Up until the time of this writing (March 13, 2014) there have really only been one group of people who wish to consume and process gbXML, mechanical engineers and energy modelers, though the origins of gbXML is the serializers embedded in architectural CAD and BIM programs. Each of these groups have specific goals, due in large part to the tools they have chosen to use for their simulations. In some cases, engineers place a self-imposed need for accuracy which is not based in any statistical significance. Because gbXML is intended for audiences that have varying requirements of accuracy, and gbXML itself is inherently flexible, this can make validation seem complicated.

XML and gbXML Well-formedness Tests (stages 1 and 2)

Uses standard Microsoft libraries to check the XML tags for malformedness, and if the gbXML meets the requirements of the XSD.

The Phase 2 Validator - Space Element Tests (stage 3)

The Phase 2 validator is solely focused on validating gbXML as in the Phase 1 validator, with the additional checks of the geometry descriptions that are contained within the gbXML file format. Since all of this geometry information is contained within the Space and Surface Elements (and their children), the validator is designed to hone in on these elements and thoroughly review them.
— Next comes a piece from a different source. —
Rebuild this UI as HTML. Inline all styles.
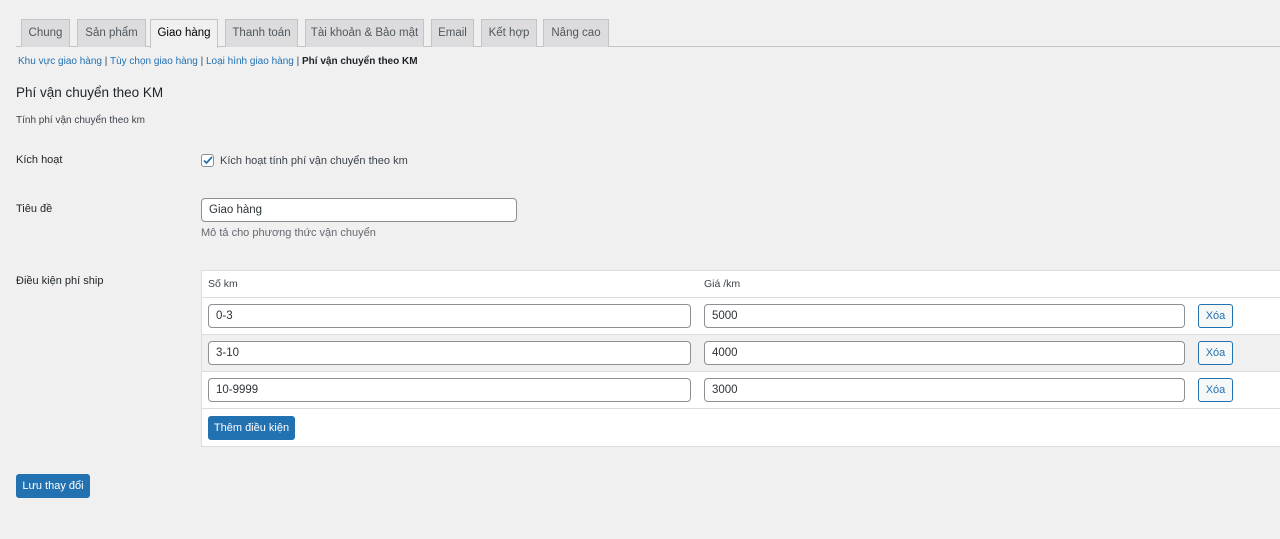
<!DOCTYPE html>
<html><head><meta charset="utf-8">
<style>
*{box-sizing:border-box;margin:0;padding:0}
body{width:1280px;height:539px;background:#f0f0f1;font-family:"Liberation Sans",sans-serif;font-size:13px;color:#3c434a;position:relative;overflow:hidden}
.a{position:absolute;white-space:nowrap}
.tab{position:absolute;top:19px;height:28px;background:#dcdcde;border:1px solid #c3c4c7;border-bottom:none;color:#50575e;font-size:11.5px;line-height:27px;text-align:center;white-space:nowrap}
.tab.on{background:#f0f0f1;color:#000;height:29px}
.line{position:absolute;left:16px;right:0;top:46px;border-top:1px solid #c3c4c7}
a{color:#2271b1;text-decoration:none}
.inp{position:absolute;height:24px;background:#fff;border:1px solid #8c8f94;border-radius:4px;padding-left:7px;line-height:22px;font-size:11.5px;color:#2c3338}
.btn{position:absolute;background:#2271b1;color:#fff;border-radius:3px;font-size:11px;display:flex;align-items:center;justify-content:center}
.del{position:absolute;left:1198px;width:35px;height:24px;border:1px solid #2271b1;border-radius:3px;background:#f6f7f7;color:#2271b1;font-size:11px;display:flex;align-items:center;justify-content:center}
.row{position:absolute;left:202px;right:0;border-top:1px solid #dcdcde}
</style></head><body>
<div class="line"></div>
<div class="tab" style="left:21px;width:49px">Chung</div>
<div class="tab" style="left:77px;width:69px">Sản phẩm</div>
<div class="tab on" style="left:150px;width:68px">Giao hàng</div>
<div class="tab" style="left:225px;width:73px">Thanh toán</div>
<div class="tab" style="left:305px;width:119px">Tài khoản &amp; Bảo mật</div>
<div class="tab" style="left:431px;width:43px">Email</div>
<div class="tab" style="left:481px;width:56px">Kết hợp</div>
<div class="tab" style="left:543px;width:66px">Nâng cao</div>

<div class="a" style="left:18px;top:56px;font-size:10px"><a>Khu vực giao hàng</a> | <a>Tùy chọn giao hàng</a> | <a>Loại hình giao hàng</a> | <b style="color:#1d2327">Phí vận chuyển theo KM</b></div>

<div class="a" style="left:16px;top:85px;font-size:13.5px;color:#1d2327">Phí vận chuyển theo KM</div>
<div class="a" style="left:16px;top:115px;font-size:10px">Tính phí vận chuyển theo km</div>

<div class="a" style="left:16px;top:154px;font-size:11px;color:#1d2327">Kích hoạt</div>
<div class="a" style="left:201px;top:154px;width:13px;height:13px;background:#fff;border:1px solid #8c8f94;border-radius:3px"></div>
<svg class="a" style="left:202px;top:154px" width="12" height="12" viewBox="0 0 12 12"><path d="M2 6.5l2.5 2.5L10 3" fill="none" stroke="#2271b1" stroke-width="1.8"/></svg>
<div class="a" style="left:220px;top:155px;font-size:11px">Kích hoạt tính phí vận chuyển theo km</div>

<div class="a" style="left:16px;top:203px;font-size:11px;color:#1d2327">Tiêu đề</div>
<div class="inp" style="left:201px;top:198px;width:316px;height:24px">Giao hàng</div>
<div class="a" style="left:201px;top:227px;font-size:11px;color:#646970">Mô tả cho phương thức vận chuyển</div>

<div class="a" style="left:16px;top:275px;font-size:11px;color:#1d2327">Điều kiện phí ship</div>

<div class="a" style="left:201px;top:270px;right:-2px;height:177px;background:#fff;border:1px solid #dcdcde"></div>
<div class="a" style="left:208px;top:278px;font-size:10.5px">Số km</div>
<div class="a" style="left:704px;top:278px;font-size:10.5px">Giá /km</div>
<div class="row" style="top:297px;height:37px"></div>
<div class="row" style="top:334px;height:37px;background:#f0f0f1"></div>
<div class="row" style="top:371px;height:37px"></div>
<div class="row" style="top:408px;height:38px"></div>

<div class="inp" style="left:208px;top:304px;width:483px">0-3</div>
<div class="inp" style="left:704px;top:304px;width:481px">5000</div>
<div class="del" style="top:304px">Xóa</div>
<div class="inp" style="left:208px;top:341px;width:483px">3-10</div>
<div class="inp" style="left:704px;top:341px;width:481px">4000</div>
<div class="del" style="top:341px">Xóa</div>
<div class="inp" style="left:208px;top:378px;width:483px">10-9999</div>
<div class="inp" style="left:704px;top:378px;width:481px">3000</div>
<div class="del" style="top:378px">Xóa</div>

<div class="btn" style="left:208px;top:416px;width:87px;height:24px">Thêm điều kiện</div>
<div class="btn" style="left:16px;top:474px;width:74px;height:24px">Lưu thay đổi</div>
</body></html>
Beyond checking for valid XML and well-formedness when compared to the XSD, the validator also performs the following checks. At the Space level of the document, for each Space found in the document:

• Are all required fields in place?
• Unique Space id test (this is a duplicate of the Phase 1 test)
  • all Space id attributes have to be unique
• Space surfaces Planarity tests
  • do the spaces contain ShellGeometry and SpaceBoundary elements? If so, check otherwise do nothing
• Space surface polygons winding in counter-clockwise order (this code is currently being debated and subject for review)
  • same applies regarding ShellGeometry and SpaceBoundary elements
• Space surfaces are all non-intersecting polygons (this code is currently being debated and subject for review)
  • same applies regarding ShellGeometry and SpaceBoundary elements as stated above
• do Space surfaces form a valid enclosure, i.e. – how watertight is the enclosure definition
  • we can only do these tests if either ShellGeometry or SurfaceBoundary elements are present

Since the ShellGeometry element and SurfaceBoundary element are optional in the Space definition as of the latest XSD, we’ve had to make special accommodation to only check them if they are present. There is not a requirement currently that requires both to be present in a Space element. Either one or the other can be present exclusively.

The Phase 2 Validator - Surface Element Tests (stage 3)

The Surface elements geometry descriptions are next checked after the Space geometry. For each Surface element:

• are all required fields in place?
• are all Surface id attributes unique? This is a requirement for gbXML
• does reported children Tiltand Azimuth InnerText match the Surface polygon's normal vector representation?
  • this should also work if the user puts in a CADModelAzimuth value (this code has not been started)
• Surface polygon coordinates planarity tests
• Surface counter-clockwise winding order tests (this code is currently being debated and subject for review)
• Surface polygons are all non-intersecting polygons (this code is currently being debated and subject for review)
• if there are SpaceBoundary elements defined at the Space element level, then the polygons describing both the Surface and SpaceBoundary should be identical
• do Surface elements form a valid enclosure, i.e. – how watertight is the enclosure definition
• there could be more optional checks that have not been started, like to determine if the surfaceType and adjacentSpaceId children make rational sense.